[Data items]
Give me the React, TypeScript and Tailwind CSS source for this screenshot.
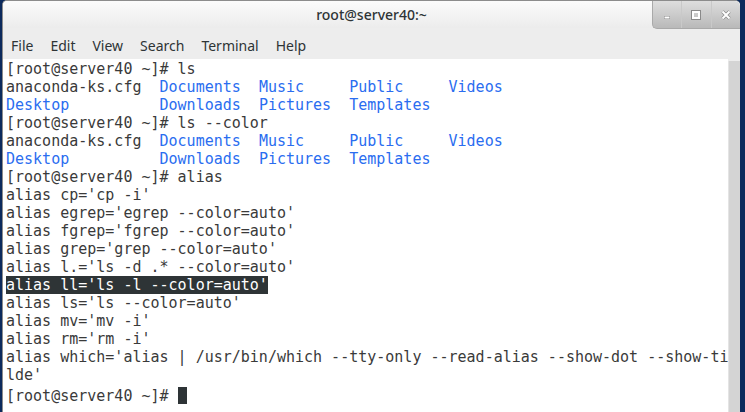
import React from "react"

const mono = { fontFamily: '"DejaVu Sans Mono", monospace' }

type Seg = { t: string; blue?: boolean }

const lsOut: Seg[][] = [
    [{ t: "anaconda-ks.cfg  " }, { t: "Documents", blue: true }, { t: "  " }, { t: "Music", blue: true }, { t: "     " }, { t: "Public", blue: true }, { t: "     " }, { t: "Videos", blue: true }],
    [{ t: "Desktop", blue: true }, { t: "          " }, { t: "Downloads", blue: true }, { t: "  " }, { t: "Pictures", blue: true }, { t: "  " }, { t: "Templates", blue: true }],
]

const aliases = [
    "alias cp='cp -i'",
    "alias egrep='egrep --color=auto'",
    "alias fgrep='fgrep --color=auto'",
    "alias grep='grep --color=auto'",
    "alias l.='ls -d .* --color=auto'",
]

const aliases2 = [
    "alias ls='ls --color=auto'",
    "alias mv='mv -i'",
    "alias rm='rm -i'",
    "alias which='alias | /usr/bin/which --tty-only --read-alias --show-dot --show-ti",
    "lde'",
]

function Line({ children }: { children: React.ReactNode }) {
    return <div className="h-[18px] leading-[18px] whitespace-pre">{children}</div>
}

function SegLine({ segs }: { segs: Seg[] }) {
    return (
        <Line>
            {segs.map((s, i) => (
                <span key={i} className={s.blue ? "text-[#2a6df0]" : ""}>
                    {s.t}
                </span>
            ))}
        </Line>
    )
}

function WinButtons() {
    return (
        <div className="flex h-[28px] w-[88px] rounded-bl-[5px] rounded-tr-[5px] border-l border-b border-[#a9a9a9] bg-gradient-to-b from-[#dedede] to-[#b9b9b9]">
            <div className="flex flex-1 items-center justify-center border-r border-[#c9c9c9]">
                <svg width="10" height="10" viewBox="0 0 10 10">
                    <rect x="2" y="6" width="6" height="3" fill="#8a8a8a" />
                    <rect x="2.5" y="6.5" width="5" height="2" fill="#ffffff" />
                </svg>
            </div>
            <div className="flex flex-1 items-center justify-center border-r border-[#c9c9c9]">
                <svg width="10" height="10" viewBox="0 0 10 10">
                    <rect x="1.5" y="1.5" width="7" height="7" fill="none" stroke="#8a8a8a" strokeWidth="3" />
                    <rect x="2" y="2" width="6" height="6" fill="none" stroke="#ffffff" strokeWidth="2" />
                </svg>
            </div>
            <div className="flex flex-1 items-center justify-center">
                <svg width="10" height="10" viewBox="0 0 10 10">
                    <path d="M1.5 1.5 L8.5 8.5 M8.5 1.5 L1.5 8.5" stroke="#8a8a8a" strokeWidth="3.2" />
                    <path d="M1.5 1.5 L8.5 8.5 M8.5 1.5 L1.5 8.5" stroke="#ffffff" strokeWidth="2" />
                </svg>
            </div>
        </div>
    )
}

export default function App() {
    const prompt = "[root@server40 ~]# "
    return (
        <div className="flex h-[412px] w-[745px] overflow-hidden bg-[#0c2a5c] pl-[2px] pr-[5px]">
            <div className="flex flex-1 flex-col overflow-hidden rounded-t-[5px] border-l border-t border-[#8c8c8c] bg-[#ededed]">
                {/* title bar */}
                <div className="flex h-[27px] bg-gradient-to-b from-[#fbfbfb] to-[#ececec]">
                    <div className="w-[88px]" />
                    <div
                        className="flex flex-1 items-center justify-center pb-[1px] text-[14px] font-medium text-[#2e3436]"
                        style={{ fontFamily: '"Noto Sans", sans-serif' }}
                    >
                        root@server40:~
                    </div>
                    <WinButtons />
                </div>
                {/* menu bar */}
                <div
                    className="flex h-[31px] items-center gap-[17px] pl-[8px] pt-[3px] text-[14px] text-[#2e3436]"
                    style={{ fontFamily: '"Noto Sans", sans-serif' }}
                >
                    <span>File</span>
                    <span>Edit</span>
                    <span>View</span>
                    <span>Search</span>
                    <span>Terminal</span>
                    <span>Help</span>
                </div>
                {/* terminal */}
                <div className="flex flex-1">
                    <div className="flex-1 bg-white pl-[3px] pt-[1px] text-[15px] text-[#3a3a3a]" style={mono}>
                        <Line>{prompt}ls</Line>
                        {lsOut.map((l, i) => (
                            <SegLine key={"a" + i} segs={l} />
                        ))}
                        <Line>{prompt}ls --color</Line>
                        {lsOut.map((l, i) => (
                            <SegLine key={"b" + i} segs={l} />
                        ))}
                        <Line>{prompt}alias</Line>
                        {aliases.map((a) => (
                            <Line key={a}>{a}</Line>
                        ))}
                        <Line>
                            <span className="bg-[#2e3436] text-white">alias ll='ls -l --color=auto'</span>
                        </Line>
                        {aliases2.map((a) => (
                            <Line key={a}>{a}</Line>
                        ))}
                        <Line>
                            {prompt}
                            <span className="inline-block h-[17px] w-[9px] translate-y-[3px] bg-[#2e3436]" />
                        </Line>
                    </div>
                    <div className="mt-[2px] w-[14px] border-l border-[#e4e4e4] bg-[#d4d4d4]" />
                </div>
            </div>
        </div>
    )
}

* * *

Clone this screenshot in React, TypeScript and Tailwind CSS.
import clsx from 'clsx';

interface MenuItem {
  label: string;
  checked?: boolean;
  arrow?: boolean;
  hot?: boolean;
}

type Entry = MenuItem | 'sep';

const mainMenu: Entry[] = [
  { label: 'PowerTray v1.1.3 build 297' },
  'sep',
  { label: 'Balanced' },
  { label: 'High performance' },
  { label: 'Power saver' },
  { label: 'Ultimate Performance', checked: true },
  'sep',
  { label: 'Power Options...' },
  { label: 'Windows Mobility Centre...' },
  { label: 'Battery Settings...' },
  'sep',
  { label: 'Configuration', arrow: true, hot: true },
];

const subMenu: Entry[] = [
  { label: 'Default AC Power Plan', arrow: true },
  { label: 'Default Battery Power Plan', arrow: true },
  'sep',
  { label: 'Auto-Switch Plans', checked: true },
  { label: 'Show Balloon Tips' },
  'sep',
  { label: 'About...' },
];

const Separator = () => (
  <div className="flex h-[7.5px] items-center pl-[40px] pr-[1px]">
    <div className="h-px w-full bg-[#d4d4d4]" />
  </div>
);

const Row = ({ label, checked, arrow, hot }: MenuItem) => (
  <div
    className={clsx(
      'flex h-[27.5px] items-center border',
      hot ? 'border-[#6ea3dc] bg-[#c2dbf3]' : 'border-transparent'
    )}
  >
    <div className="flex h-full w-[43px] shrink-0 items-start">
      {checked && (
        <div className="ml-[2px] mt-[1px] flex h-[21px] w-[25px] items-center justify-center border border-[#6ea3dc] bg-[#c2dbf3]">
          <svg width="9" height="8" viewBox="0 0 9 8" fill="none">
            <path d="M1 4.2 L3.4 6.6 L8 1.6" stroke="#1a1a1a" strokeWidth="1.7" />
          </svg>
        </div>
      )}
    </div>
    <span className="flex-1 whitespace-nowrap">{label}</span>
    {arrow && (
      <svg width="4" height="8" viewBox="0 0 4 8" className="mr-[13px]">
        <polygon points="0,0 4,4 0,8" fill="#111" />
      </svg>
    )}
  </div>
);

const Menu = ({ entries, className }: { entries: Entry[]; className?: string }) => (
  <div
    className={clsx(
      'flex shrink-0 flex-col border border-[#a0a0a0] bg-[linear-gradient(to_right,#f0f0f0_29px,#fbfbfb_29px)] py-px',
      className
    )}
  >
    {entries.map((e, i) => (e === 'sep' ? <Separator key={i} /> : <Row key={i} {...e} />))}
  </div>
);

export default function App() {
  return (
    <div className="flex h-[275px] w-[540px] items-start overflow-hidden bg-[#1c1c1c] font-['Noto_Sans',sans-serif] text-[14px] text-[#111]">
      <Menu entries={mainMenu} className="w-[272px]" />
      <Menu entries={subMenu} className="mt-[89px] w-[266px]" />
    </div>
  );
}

* * *

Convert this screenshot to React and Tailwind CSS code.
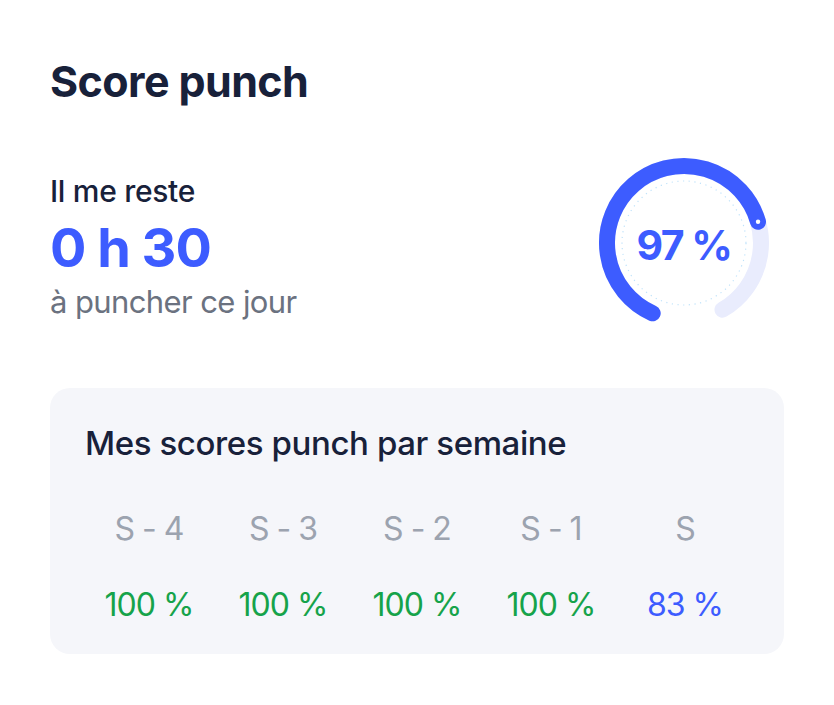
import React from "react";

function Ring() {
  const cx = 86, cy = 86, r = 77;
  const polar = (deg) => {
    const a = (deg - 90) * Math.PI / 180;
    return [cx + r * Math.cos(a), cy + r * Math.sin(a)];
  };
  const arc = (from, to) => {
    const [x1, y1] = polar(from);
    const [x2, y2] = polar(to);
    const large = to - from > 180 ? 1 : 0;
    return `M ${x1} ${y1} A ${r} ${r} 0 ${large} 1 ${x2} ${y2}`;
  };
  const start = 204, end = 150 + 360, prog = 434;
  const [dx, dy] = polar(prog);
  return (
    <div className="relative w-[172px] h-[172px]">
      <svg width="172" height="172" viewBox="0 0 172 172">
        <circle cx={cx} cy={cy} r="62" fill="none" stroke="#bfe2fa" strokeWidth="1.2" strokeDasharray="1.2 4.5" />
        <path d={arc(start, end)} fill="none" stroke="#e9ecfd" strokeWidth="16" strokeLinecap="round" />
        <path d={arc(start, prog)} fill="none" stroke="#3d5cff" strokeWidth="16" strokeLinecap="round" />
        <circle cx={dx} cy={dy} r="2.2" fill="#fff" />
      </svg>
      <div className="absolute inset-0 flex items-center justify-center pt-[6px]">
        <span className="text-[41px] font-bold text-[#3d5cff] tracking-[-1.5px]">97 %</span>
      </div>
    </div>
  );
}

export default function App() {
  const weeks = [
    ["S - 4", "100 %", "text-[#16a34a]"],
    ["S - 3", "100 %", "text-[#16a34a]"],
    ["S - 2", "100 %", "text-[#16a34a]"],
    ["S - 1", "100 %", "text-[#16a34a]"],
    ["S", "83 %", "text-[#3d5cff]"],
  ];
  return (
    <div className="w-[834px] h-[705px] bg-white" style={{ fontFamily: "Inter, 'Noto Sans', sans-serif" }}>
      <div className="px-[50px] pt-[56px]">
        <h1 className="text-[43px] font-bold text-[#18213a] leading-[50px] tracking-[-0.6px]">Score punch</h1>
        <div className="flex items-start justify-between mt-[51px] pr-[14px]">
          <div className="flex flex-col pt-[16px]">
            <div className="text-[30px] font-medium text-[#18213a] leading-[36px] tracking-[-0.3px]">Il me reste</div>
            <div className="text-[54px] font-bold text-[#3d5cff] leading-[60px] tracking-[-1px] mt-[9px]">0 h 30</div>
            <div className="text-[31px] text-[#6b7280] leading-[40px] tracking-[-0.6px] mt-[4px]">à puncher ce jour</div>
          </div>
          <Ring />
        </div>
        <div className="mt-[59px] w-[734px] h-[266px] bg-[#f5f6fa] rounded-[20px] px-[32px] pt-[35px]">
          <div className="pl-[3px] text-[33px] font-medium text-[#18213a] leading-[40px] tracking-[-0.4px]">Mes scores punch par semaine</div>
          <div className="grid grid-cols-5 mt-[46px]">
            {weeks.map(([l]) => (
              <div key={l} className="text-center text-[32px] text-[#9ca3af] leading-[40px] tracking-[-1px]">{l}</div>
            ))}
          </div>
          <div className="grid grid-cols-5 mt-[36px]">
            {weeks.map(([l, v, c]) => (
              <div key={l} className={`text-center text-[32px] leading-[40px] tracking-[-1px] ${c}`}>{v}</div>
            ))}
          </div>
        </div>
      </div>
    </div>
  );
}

= Set exercise =
Pictures in the material above should be skipped; print exactly the lines from the one with "Give me the" through the one with "string; blue?: boolean".

= Final result =
Give me the React, TypeScript and Tailwind CSS source for this screenshot.
import React from "react"

const mono = { fontFamily: '"DejaVu Sans Mono", monospace' }

type Seg = { t: string; blue?: boolean }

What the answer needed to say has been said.